A great example of a value proposition comes from Zoho Invoice. Their main headline reads: “Online invoicing software for small businesses.”
And then they use the homepage to shortly explain how their software can be of help, the benefits it provides, and why they’re worth it.
What Makes a Killer UVP?
As it turns out, you only need a few elements to create a killer value proposition:
- Clarity – The message needs to hit the bullseye in your target audience.
- Simplicity – Just go back and read the UVP for MacBook Air; it’s simple and elegant – no fuss, no fluff.
- Presentation – The way you deliver the value proposition is just as important as the message. So, make sure to use
all the elements at your disposal to create a well-structured and airy presentation.
- Value for the reader – this is a no-brainer since we’re talking about a value proposition.
We live in a world where it’s extremely easy to go online and find several products that can help solve a problem. So how do you attract people on your page and convince them to buy your product when there’s nothing to stand you out from the crowd?
The solution is simple: your uniqueness! This basically means creating an offer that no one else has by adding boosters. Things like free shipping, a free eBook with the purchase, free service for a year – sometimes the little things are the ones to tip the balance in your favor.
You could also consider strategies such as Facebook re-marketing (see this guide from Hello Social). This targets people who have already visited your website and are more likely to be engaged with your adverts or promotions.”

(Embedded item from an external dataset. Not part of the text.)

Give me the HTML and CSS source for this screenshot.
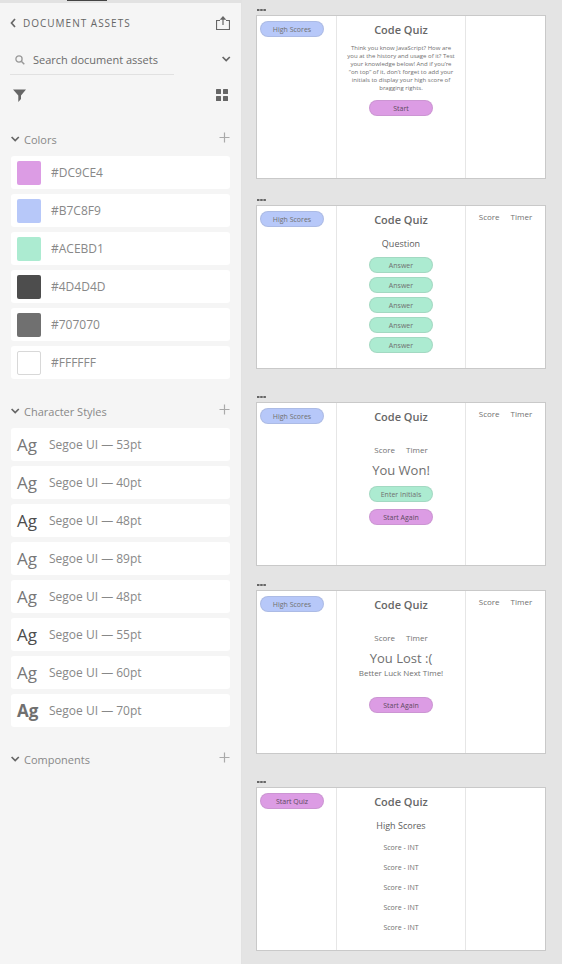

The unique value proposition is often overlooked as part of the conversion rate optimization, and this gives you the upper hand. By crafting a compelling message, clarifying the benefits, and finding the spark that makes your business unique, you have a wonderful chance to stand out in front of customers.
Just keep in mind it may take a while to get the handle on choosing the right UVP for your business. But, there’s always room for improvement, so keep searching!